Grant Green: 6/6/1935
Prolific jazz guitarist through the 1960’s and 70’s. He was included in the “Hard-bob” era which is a blend of R&B and soul into jazz music. Green was very influential on many guitarists and is still known as one of the best jazz guitarists of all time. He is also well-known for incorporating a lot of blues elements and licks in his playing. His phrasing, note choices, and chord style actually was more rooted in the blues genre than jazz. He recorded mostly for the notable jazz record label Blue Note Records and he was featured as a sideman on many albums by Blue Note as well. Another thing that set him apart from other guitarists of the era was that he emulated saxophone players more so than other guitarists. Grant Green passed away in 1979 due to a heart attack.
Derek Trucks: 6/8/1979
A Jacksonville, Florida native, this virtuoso slide guitarist and bandleader has spent the last two and a half decades professionally performing music. In 1996 he formed the Derek Trucks Band, which released its debut album the following year when he was just eighteen years old. In 1999, he was welcomed into the Allman Brothers Band where he played alongside his uncle and founding drummer, Butch Trucks, for fifteen years. He was awarded a Grammy Lifetime Achievement Award in 2012 as a member of that iconic Southern and blues rock band. He has been married to Susan Tedeschi, a fellow blues rock musician, since 2001. The two combined each of their bands in 2010 to form the Tedeschi Trucks Band, whose debut album would take the 2012 Grammy Award for Best Blues Album. Trucks remains one of the most acclaimed guitarists of his time, and one of the most skilled slide guitarists as well.
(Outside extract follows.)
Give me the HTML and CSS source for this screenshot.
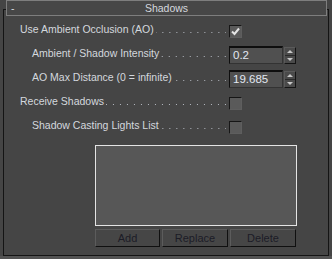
FILE: index.html
```html
<!DOCTYPE html>
<html lang="en">
<head>
<meta charset="utf-8">
<title>Shadows</title>
<link rel="stylesheet" href="styles.css">
</head>
<body>
<div class="rollout">
	<div class="frame">
		<div class="header"><span class="minus">-</span><span class="title">Shadows</span><span></span></div>
		<div class="rows">
			<div class="row level1">
				<span class="label">Use Ambient Occlusion (AO)</span><span class="leader"></span>
				<span class="ctrl"><span class="check"><svg width="11" height="11" viewBox="0 0 11 11"><polyline points="2,5.5 4.5,8 9,2.5" fill="none" stroke="#e4e4e4" stroke-width="2"/></svg></span></span>
			</div>
			<div class="row level2">
				<span class="label">Ambient / Shadow Intensity</span><span class="leader"></span>
				<span class="ctrl"><span class="field">0.2</span><span class="arrows"><span class="up"></span><span class="down"></span></span></span>
			</div>
			<div class="row level2">
				<span class="label">AO Max Distance (0 = infinite)</span><span class="leader"></span>
				<span class="ctrl"><span class="field">19.685</span><span class="arrows"><span class="up"></span><span class="down"></span></span></span>
			</div>
			<div class="row level1">
				<span class="label">Receive Shadows</span><span class="leader"></span>
				<span class="ctrl"><span class="check"></span></span>
			</div>
			<div class="row level2">
				<span class="label">Shadow Casting Lights List</span><span class="leader"></span>
				<span class="ctrl"><span class="check"></span></span>
			</div>
		</div>
		<div class="list"></div>
		<div class="buttons">
			<button class="btn btn-add">Add</button>
			<button class="btn">Replace</button>
			<button class="btn">Delete</button>
		</div>
	</div>
</div>
</body>
</html>
```
FILE: styles.css
```css
body { margin: 0px; background-color: #535353;
       font-family: "Liberation Sans", Arial, sans-serif; font-size: 10.5px; color: #d4d8de; }

.rollout { width: 332px; height: 256px; background-color: #454545; padding-top: 9px; box-sizing: border-box; }
.frame { margin-left: 3px; width: 326px; height: 247px; box-sizing: border-box;
         border: 1px solid #141414; }

.header { display: grid; grid-template-columns: 16px 1fr 16px;
          margin-top: -10px; margin-left: 2px; margin-right: 1px; height: 16px; box-sizing: border-box;
          border: 1px solid #7e7e7e; background-color: #474747; line-height: 14px; }
.minus { padding-left: 4px; }
.title { text-align: center; }

.rows { padding-top: 3px; }
.row { display: flex; align-items: center; height: 24px; }
.level1 { padding-left: 16px; }
.level2 { padding-left: 28px; }
.label { line-height: 13px; margin-bottom: 3px; white-space: nowrap; }
.leader { flex: 1; height: 13px; margin-bottom: 3px; margin-left: 2px; margin-right: 3px;
          background-image: linear-gradient(to right, transparent 6px, #b4b8c0 6px);
          background-size: 7px 1px; background-repeat: repeat-x; background-position: right 0px top 9px; }
.ctrl { width: 99px; display: flex; align-items: center; }

.check { width: 13px; height: 13px; box-sizing: border-box; display: flex; align-items: center; justify-content: center;
         border: 1px solid; border-color: #161616 #5e5e5e #5e5e5e #161616; background-color: #5a5a5a; }
.check svg { display: block; }

.field { width: 54px; height: 18px; box-sizing: border-box; padding-left: 3px;
         border-style: solid; border-width: 2px 1px 1px 1px; border-color: #0e0e0e #333333 #333333 #0e0e0e;
         background-color: #505050; color: #e2e8f2; font-size: 11.5px; line-height: 15px; }
.arrows { width: 12px; height: 17px; margin-left: 1px; box-sizing: border-box; display: flex; flex-direction: column;
          border: 1px solid; border-color: #5a5a5a #141414 #141414 #5a5a5a; background-color: #4a4a4a; }
.up, .down { flex: 1; display: flex; align-items: center; justify-content: center; }
.up::before { content: ""; border-left: 3px solid transparent; border-right: 3px solid transparent; border-bottom: 3px solid #c8c8c8; }
.down::before { content: ""; border-left: 3px solid transparent; border-right: 3px solid transparent; border-top: 3px solid #c8c8c8; }
.down { border-top: 1px solid #2a2a2a; }

.list { margin-top: 6px; margin-left: 91px; width: 202px; height: 81px; box-sizing: border-box;
        border: 1px solid #e4e4e4; background-color: #575757; }

.buttons { display: flex; gap: 2px; margin-top: 3px; margin-left: 91px; }
.btn { width: 66px; height: 18px; box-sizing: border-box; padding: 0px; margin: 0px;
       border: 1px solid; border-color: #5c5c5c #101010 #101010 #5c5c5c; background-color: #464646;
       font-family: "Liberation Sans", Arial, sans-serif; font-size: 11px; color: #1c1c26; line-height: 15px; }
.btn-add { width: 65px; }
```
Nehemiah Curtis James AKA Skip James: 6/9/1902
Early and tremendously influential Delta bluesman, singer-songwriter, pianist, and guitarist known for his skilled finger-picking technique and powerful lyrics. He began a recording career in 1931, producing songs that included the likes of “Hard Time Killing Floor Blues”, “Devil Got My Woman”, and “22-20 Blues”, but was unsuccessful due to the Great Depression, and he vanished. He was rediscovered in the early 60’s and became a sensation among the blues and folk revival scene and would perform until his death in 1969. His music has influenced a wide range of musicians over the years, including Robert Johnson, Eric Clapton, Alan Wilson, Gregg Allman, Beck, and Derek Trucks.
Lester “Les Paul” Polsfuss : 6/9/1915
One of the most recognizable and notorious names in music. Les Paul was originally a standout jazz and country guitar player known for accompanying his wife Mary Ford and selling mullions of records with her. His innovative playing style influenced many players of his and future generations.
Besides his amazing guitar playing skills, he also revolutionized the music industry when he helped design and build the Les Paul guitar. This solid body electric guitar is still one of the most popular models on the market and has been used over the years by countless notable musicians including Jimmy Page, Slash, Gary Moore, Duane Allman, and more. Without Les Paul’s many contributions, the music scene would look vastly different.
Chester Burnett AKA Howlin’ Wolf: 6/10/1910
You cannot have a complete list of inspiring and amazing blues musicians without including Howlin’ Wolf. Born Chester Burnett in 1910, he got the name from his grandfather who “warned him if he misbehaved, the howling wolves would get him. He learned how to play guitar from another great musician, Charlie Patton. He recorded many tunes that have become “blues and blues rock standards,” including “Back Door Man,” “Killing Floor,” and “Spoonful.” He is listed at number 51 on Rolling Stone’s 100 Great Artists of All Time list. Howlin’ Wolf passed away in 1976 at age 65, but he left behind an incredible legacy and continues to inspire every generation of guitar player.